The film, which premiered recently at the Tallgrass Film Festival in Wichita, is clever and exciting and totally transporting. It profers that the Embarrassment were as good as any rock band out of New York or L.A., and speculates that “it seemed to make no sense for them to have existed,” as Danny puts it. They were a Black Swan. Had they lived at either of the music poles, they would have been seamlessly at home. As it was, they were a bright light on the Kansas music scene. Which, when you let that sink in, is the disconnect.

They came close to mainstream success but never arrived. John Cale wanted to produce them. In SPIN, in 1985, Mike Mills gave a shoutout to the Embarrassment as part of the scene that R.E.M. was then emerging from. Jonathan Demme and Allen Ginsberg recommended them to major-label executives, but, you know, who at a record label was going to listen to Allen Ginsberg for groups to sign? R.E.M. eventually got to the point, sharing the college-town circuit, that they wouldn’t let the Embos, as they were colloquially known, open for them, because they were afraid of following them. The Embarrassment were that good.
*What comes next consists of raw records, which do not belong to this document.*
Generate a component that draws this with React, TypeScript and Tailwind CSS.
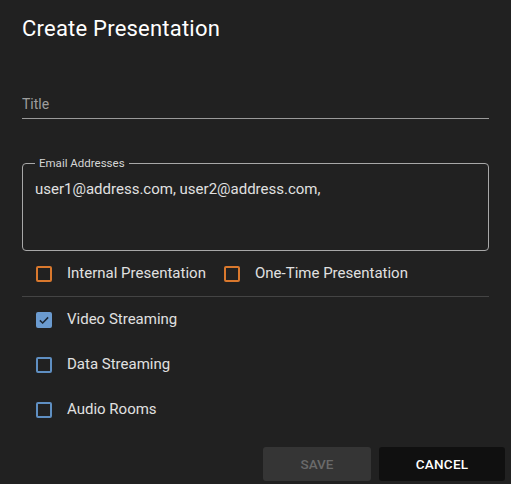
import React, { useState } from "react";

type Option = {
  id: string;
  label: string;
};

const streamOptions: Option[] = [
  { id: "video", label: "Video Streaming" },
  { id: "data", label: "Data Streaming" },
  { id: "audio", label: "Audio Rooms" },
];

function CheckBox({
  checked,
  tone,
  onToggle,
}: {
  checked: boolean;
  tone: "orange" | "blue";
  onToggle: () => void;
}) {
  const border = tone === "orange" ? "border-[#d9782d]" : "border-[#5f8fc2]";
  return (
    <button
      type="button"
      onClick={onToggle}
      className={`w-4 h-4 shrink-0 rounded-[2px] border-2 flex items-center justify-center ${border} ${
        checked ? "bg-[#6b9bd0] border-[#6b9bd0]" : "bg-transparent"
      }`}
    >
      {checked && (
        <svg viewBox="0 0 16 16" className="w-3 h-3">
          <path
            d="M2.5 8.5 L6.2 12 L13.5 4.5"
            fill="none"
            stroke="#1b2633"
            strokeWidth="2"
          />
        </svg>
      )}
    </button>
  );
}

function App() {
  const [title, setTitle] = useState("");
  const [emails, setEmails] = useState(
    "user1@address.com, user2@address.com,"
  );
  const [internal, setInternal] = useState(false);
  const [oneTime, setOneTime] = useState(false);
  const [streams, setStreams] = useState<Record<string, boolean>>({
    video: true,
    data: false,
    audio: false,
  });

  const toggleStream = (id: string) => {
    setStreams((prev) => ({ ...prev, [id]: !prev[id] }));
  };

  return (
    <div
      className="w-[511px] h-[484px] bg-[#212121] flex flex-col overflow-hidden"
      style={{ fontFamily: "Roboto, 'Liberation Sans', sans-serif" }}
    >
      <div className="px-[22px]">
        <h2 className="pt-[15px] text-[22px] leading-[28px] tracking-[0.01em] text-white">
          Create Presentation
        </h2>

        <input
          type="text"
          value={title}
          onChange={(e) => setTitle(e.target.value)}
          placeholder="Title"
          className="mt-[51px] w-full h-[25px] pb-[4px] bg-transparent border-b border-[#9a9a9a] text-[14px] leading-[20px] text-[#e0e0e0] placeholder:text-[#9e9e9e] outline-none"
        />

        <div className="relative mt-[44px] h-[88px] flex flex-col pt-[15px] pl-3 pr-3 border border-[#a8a8a8] rounded-[4px]">
          <span className="absolute -top-[8px] left-[12px] px-1 bg-[#212121] text-[11.5px] leading-[14px] text-[#d6d6d6]">
            Email Addresses
          </span>
          <textarea
            value={emails}
            onChange={(e) => setEmails(e.target.value)}
            className="flex-1 w-full p-0 bg-transparent resize-none text-[15px] leading-[20px] text-[#e0e0e0] outline-none"
          />
        </div>
      </div>

      <div className="px-[22px]">
        <div className="h-[46px] flex items-center pl-[14px] border-b border-[#444444] text-[15px] text-[#e0e0e0]">
          <label className="w-[188px] flex items-center gap-[15px]">
            <CheckBox
              checked={internal}
              tone="orange"
              onToggle={() => setInternal(!internal)}
            />
            <span>Internal Presentation</span>
          </label>
          <label className="flex items-center gap-[15px]">
            <CheckBox
              checked={oneTime}
              tone="orange"
              onToggle={() => setOneTime(!oneTime)}
            />
            <span>One-Time Presentation</span>
          </label>
        </div>

        {streamOptions.map((opt) => (
          <label
            key={opt.id}
            className="h-[45px] flex items-center gap-[15px] pl-[14px] text-[15px] text-[#e0e0e0]"
          >
            <CheckBox
              checked={streams[opt.id]}
              tone="blue"
              onToggle={() => toggleStream(opt.id)}
            />
            <span>{opt.label}</span>
          </label>
        ))}
      </div>

      <div className="mt-[15px] flex justify-end gap-[8px] pr-[6px]">
        <button
          type="button"
          disabled
          className="w-[108px] h-[34px] rounded-[3px] bg-[#353535] text-[13.5px] font-medium text-[#6a6a6a]"
        >
          SAVE
        </button>
        <button
          type="button"
          className="w-[126px] h-[34px] rounded-[3px] bg-[#101010] text-[13.5px] font-medium tracking-[0.02em] text-white"
        >
          CANCEL
        </button>
      </div>
    </div>
  );
}

export default App;
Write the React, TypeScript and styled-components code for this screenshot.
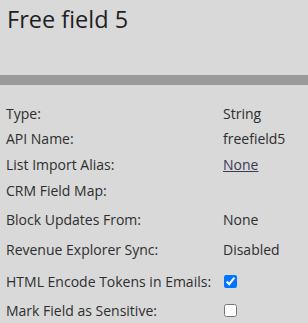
import styled, { createGlobalStyle } from 'styled-components';

const GlobalStyle = createGlobalStyle`
  html, body {
    margin: 0;
    padding: 0;
    background: #d9d9d9;
  }
  body {
    font-family: "Open Sans", "Liberation Sans", sans-serif;
    color: #2b2b2b;
  }
`;

const Page = styled.div`
  width: 308px;
  height: 323px;
  background: #d9d9d9;
  overflow: hidden;
`;

const Header = styled.div`
  height: 75px;
  padding: 0 7px;
  box-sizing: border-box;
`;

const Title = styled.h1`
  margin: 0;
  padding-top: 3px;
  font-size: 23.5px;
  font-weight: 400;
  color: #1f1f1f;
  line-height: 32px;
`;

const Divider = styled.div`
  height: 10px;
  background: #9b9b9e;
`;

const List = styled.div`
  padding: 15px 0 0 6px;
`;

const Row = styled.div<{ $h: number }>`
  display: grid;
  grid-template-columns: 217px 1fr;
  align-items: center;
  height: ${(p) => p.$h}px;
  font-size: 14px;
`;

const Label = styled.span`
  color: #2e2e2e;
`;

const Value = styled.span`
  color: #2e2e2e;
  display: flex;
  align-items: center;
`;

const LinkValue = styled.a`
  color: #3b3b55;
  text-decoration: underline;
  cursor: pointer;
`;

const Check = styled.input`
  width: 13px;
  height: 13px;
  margin: 0 0 0 1px;
`;

export default function App() {
  return (
    <Page>
      <GlobalStyle />
      <Header>
        <Title>Free field 5</Title>
      </Header>
      <Divider />
      <List>
        <Row $h={26}>
          <Label>Type:</Label>
          <Value>String</Value>
        </Row>
        <Row $h={25}>
          <Label>API Name:</Label>
          <Value>freefield5</Value>
        </Row>
        <Row $h={26}>
          <Label>List Import Alias:</Label>
          <Value>
            <LinkValue>None</LinkValue>
          </Value>
        </Row>
        <Row $h={27}>
          <Label>CRM Field Map:</Label>
          <Value />
        </Row>
        <Row $h={30}>
          <Label>Block Updates From:</Label>
          <Value>None</Value>
        </Row>
        <Row $h={31}>
          <Label>Revenue Explorer Sync:</Label>
          <Value>Disabled</Value>
        </Row>
        <Row $h={32}>
          <Label>HTML Encode Tokens in Emails:</Label>
          <Value>
            <Check type="checkbox" defaultChecked />
          </Value>
        </Row>
        <Row $h={26}>
          <Label>Mark Field as Sensitive:</Label>
          <Value>
            <Check type="checkbox" />
          </Value>
        </Row>
      </List>
    </Page>
  );
}
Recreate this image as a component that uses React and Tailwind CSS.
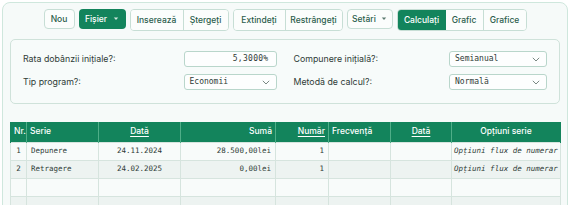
import React from 'react';

const sans = { fontFamily: 'Inter, "Noto Sans", sans-serif' };
const mono = { fontFamily: '"DejaVu Sans Mono", "Liberation Mono", monospace' };

function Caret({ className }) {
  return (
    <svg width="6" height="4" viewBox="0 0 6 4" className={`shrink-0 ${className}`}>
      <path d="M0.8 0.6 L3 3 L5.2 0.6 Z" fill="currentColor" />
    </svg>
  );
}

function Chevron() {
  return (
    <svg width="8" height="5" viewBox="0 0 8 5" className="shrink-0 text-[#6b7a75]">
      <path d="M0.8 0.8 L4 4 L7.2 0.8" fill="none" stroke="currentColor" strokeWidth="0.9" />
    </svg>
  );
}

const btn =
  'h-[20px] flex items-center px-[3px] text-[8.5px] font-medium text-[#2b5e4c] bg-[#fbfdfc] whitespace-nowrap';

function Toolbar() {
  return (
    <div className="flex justify-center gap-[4px]" style={sans}>
      <button className={`${btn} rounded-[4px] border border-[#c7ded5] w-[31px] justify-center`}>Nou</button>
      <button className="h-[20px] w-[47px] flex items-center justify-center gap-[6px] rounded-[4px] bg-[#13845c] text-white text-[8.5px] font-medium">
        Fișier <Caret className="text-white/80" />
      </button>
      <div className="flex rounded-[4px] border border-[#c7ded5] overflow-hidden">
        <button className={`${btn} w-[53px] justify-center border-r border-[#c7ded5]`}>Inserează</button>
        <button className={`${btn} w-[44px] justify-center`}>Ștergeți</button>
      </div>
      <div className="flex rounded-[4px] border border-[#c7ded5] overflow-hidden">
        <button className={`${btn} w-[52px] justify-center border-r border-[#c7ded5]`}>Extindeți</button>
        <button className={`${btn} w-[56px] justify-center`}>Restrângeți</button>
      </div>
      <button className={`${btn} rounded-[4px] border border-[#c7ded5] w-[46px] justify-center gap-[5px]`}>
        Setări <Caret className="text-[#5d7a70]" />
      </button>
      <div className="flex rounded-[4px] border border-[#c7ded5] overflow-hidden">
        <button className="h-[20px] w-[48px] flex items-center justify-center bg-[#13845c] text-white text-[8.5px] font-medium">
          Calculați
        </button>
        <button className={`${btn} w-[38px] justify-center border-r border-[#c7ded5]`}>Grafic</button>
        <button className={`${btn} w-[42px] justify-center`}>Grafice</button>
      </div>
    </div>
  );
}

function Field({ label, children }) {
  return (
    <div className="flex items-center justify-between h-[16px]">
      <span className="text-[8.8px] text-[#2f3b37]" style={sans}>{label}</span>
      {children}
    </div>
  );
}

function Select({ value, w }) {
  return (
    <div
      className={`${w} h-[16px] flex items-center justify-between rounded-[3px] border border-[#b9d6cb] bg-[#fdfefe] pl-[5px] pr-[6px] text-[8px] text-[#2f3b37]`}
      style={mono}
    >
      <span>{value}</span>
      <Chevron />
    </div>
  );
}

function Settings() {
  return (
    <div className="mt-[8px] rounded-[5px] border border-[#cfe2da] bg-[#f7fbfa] px-[12px] pt-[11px] pb-[13px]">
      <div className="grid grid-cols-2 gap-x-[17px] gap-y-[7px]">
        <Field label="Rata dobânzii inițiale?:">
          <div
            className="w-[93px] h-[16px] flex items-center justify-end rounded-[3px] border border-[#b9d6cb] bg-[#fdfefe] pr-[7px] text-[8px] text-[#2f3b37] tracking-[0.3px]"
            style={mono}
          >
            5,3000%
          </div>
        </Field>
        <Field label="Compunere inițială?:">
          <Select value="Semianual" w="w-[98px]" />
        </Field>
        <Field label="Tip program?:">
          <Select value="Economii" w="w-[93px]" />
        </Field>
        <Field label="Metodă de calcul?:">
          <Select value="Normală" w="w-[98px]" />
        </Field>
      </div>
    </div>
  );
}

const cols = [
  { name: 'Nr.', w: 'w-[16px]', align: 'text-left', u: false },
  { name: 'Serie', w: 'w-[72px]', align: 'text-left', u: false },
  { name: 'Dată', w: 'w-[82px]', align: 'text-center', u: true },
  { name: 'Sumă', w: 'w-[95px]', align: 'text-right', u: false },
  { name: 'Număr', w: 'w-[53px]', align: 'text-right', u: true },
  { name: 'Frecvență', w: 'w-[62px]', align: 'text-left', u: false },
  { name: 'Dată', w: 'w-[61px]', align: 'text-center', u: true },
  { name: 'Opțiuni serie', w: 'w-[109px]', align: 'text-center', u: false },
];

const rows = [
  ['1', 'Depunere', '24.11.2024', '28.500,00lei', '1', '', '', 'Opțiuni flux de numerar'],
  ['2', 'Retragere', '24.02.2025', '0,00lei', '1', '', '', 'Opțiuni flux de numerar'],
  ['', '', '', '', '', '', '', ''],
  ['', '', '', '', '', '', '', ''],
];

function Table() {
  return (
    <table className="mt-[18px] w-[550px] table-fixed border-collapse">
      <colgroup>
        {cols.map((c, i) => (
          <col key={i} className={c.w} />
        ))}
      </colgroup>
      <thead>
        <tr className="h-[20px] bg-[#13845c]">
          {cols.map((c, i) => (
            <th
              key={i}
              className={`${c.align} px-[3px] text-[8.5px] font-medium text-white border-x border-[#4fae88] first:border-l-[#13845c] last:border-r-[#13845c] whitespace-nowrap`}
              style={sans}
            >
              <span className={c.u ? 'underline underline-offset-[1.5px]' : ''}>{c.name}</span>
            </th>
          ))}
        </tr>
      </thead>
      <tbody>
        {rows.map((r, ri) => (
          <tr key={ri} className={`h-[18px] ${ri % 2 === 0 ? 'bg-[#f8fbfa]' : 'bg-[#edf3f1]'}`}>
            {r.map((v, ci) => (
              <td
                key={ci}
                className={`border border-[#d6e4de] px-[4px] text-[7.5px] text-[#2f3b37] whitespace-nowrap ${
                  ci === 2 ? 'text-center' : ci === 3 || ci === 4 ? 'text-right' : ci === 0 ? 'text-center' : 'text-left'
                } ${ci === 7 ? 'italic pl-[2px]' : ''}`}
                style={mono}
              >
                {v}
              </td>
            ))}
          </tr>
        ))}
      </tbody>
    </table>
  );
}

export default function App() {
  return (
    <div className="h-[205px] overflow-hidden bg-white pt-[2px] px-[2px]">
      <div className="h-[240px] rounded-[8px] border border-[#cfe7dd] bg-[#f6faf9] px-[7px] pt-[6px]">
        <Toolbar />
        <Settings />
        <Table />
      </div>
    </div>
  );
}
Forty years later we get a second shot to see them! Look for the documentary, coming to a screening near you, and eventually, of course, one of the streamers.

 

(Photo: Henry Nelson)

 

Here’s the world tour of the screenings…

June 30 – Lawrence, Kansas @ Liberty Hall (part of Free State Film Festival, with Embarrassment reunion concert following screening)

July 9 – Chicago, IL @ The Hideout (with Bill Goffrier solo performance following screening, director Q&A)

July 12 – Kansas City, MO @ Stray Cat Film Center

July 26 – Brooklyn, NY @ Nitehawk Prospect Park (with drummer Woody Giessmann & director Q&A)

July 27 – Los Angeles, CA @ Brain Dead Studios (intro by Adventures of Pete & Pete creator Will McRobb & director Q&A)

Aug 8 – Athens, GA @ Flicker Theatre & Bar (free screening)

Aug 17-19 – Wichita, KS @ Tallgrass Film Center. We’re back in Kansas, Toto! There really is no place like home.